UNESCO has no authority or regulatory powers within a biosphere reserve. The protected core area is subject to the legal restrictions of the organization responsible for its management. However, the buffer and transition zones, which often make up the majority of the reserve area of interest, are not regulated or restricted in any way by having biosphere reserve status. Government jurisdictions and private rights remain as they were before designation.

The Waterton Biosphere Region is also nested within a much larger landscape known as the Crown of the Continent Ecosystem, internationally acclaimed as one of the largest remaining intact ecosystems in North America. Geographically, the Crown of the Continent is centered on the Waterton-Glacier International Peace Park and stretches along the axis of the Rocky Mountains between the Canadian Central Rockies and the Greater Yellowstone Ecosystem.

The Crown of the Continent covers approximately 72,000 km2 and includes treasured places like Glacier National Park and the Bob Marshall Wilderness Complex in Montana, the Highwood Pass and Waterton Biosphere Reserve in Alberta, and the Flathead River Valley in southeastern British Columbia. This ecosystem provides a secure core of connected land and critical wildlife travel corridors extending north-south from Canada into the United States.

The Crown of the Continent Biosphere Reserve (formerly Glacier Biosphere Reserve) is centered on Glacier National Park in Montana, and shares a boundary with Waterton Biosphere Region.
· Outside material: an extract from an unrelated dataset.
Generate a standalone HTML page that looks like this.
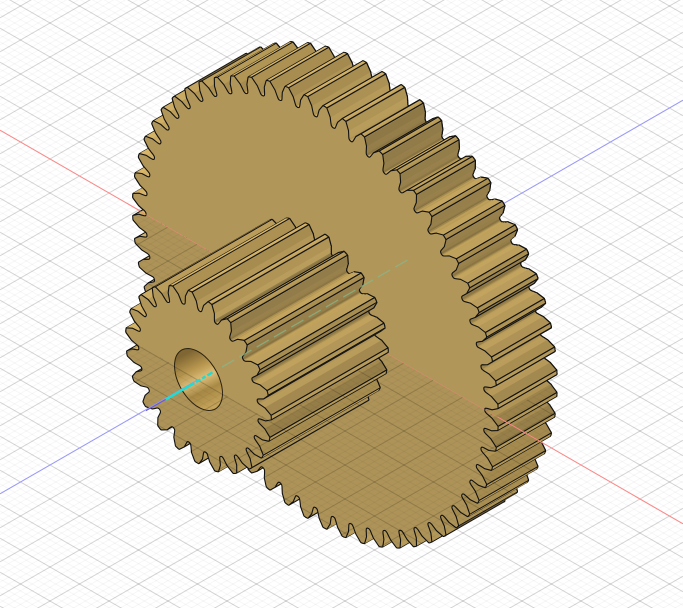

The Crown of the Continent ecosystem is divided by national and provincial borders and is managed by a number of provincial, state and federal agencies and First Nations with an array of mandates to oversee preservation, tourism, forestry, mining, oil and gas extraction, energy developments and stock grazing. Commercial developers and local citizens further diversify land administration.

As one of North America’s largest ecologically intact areas, many people work together to raise public awareness and understanding of how environmental, social, and economic components of ecosystems interconnect and support each other.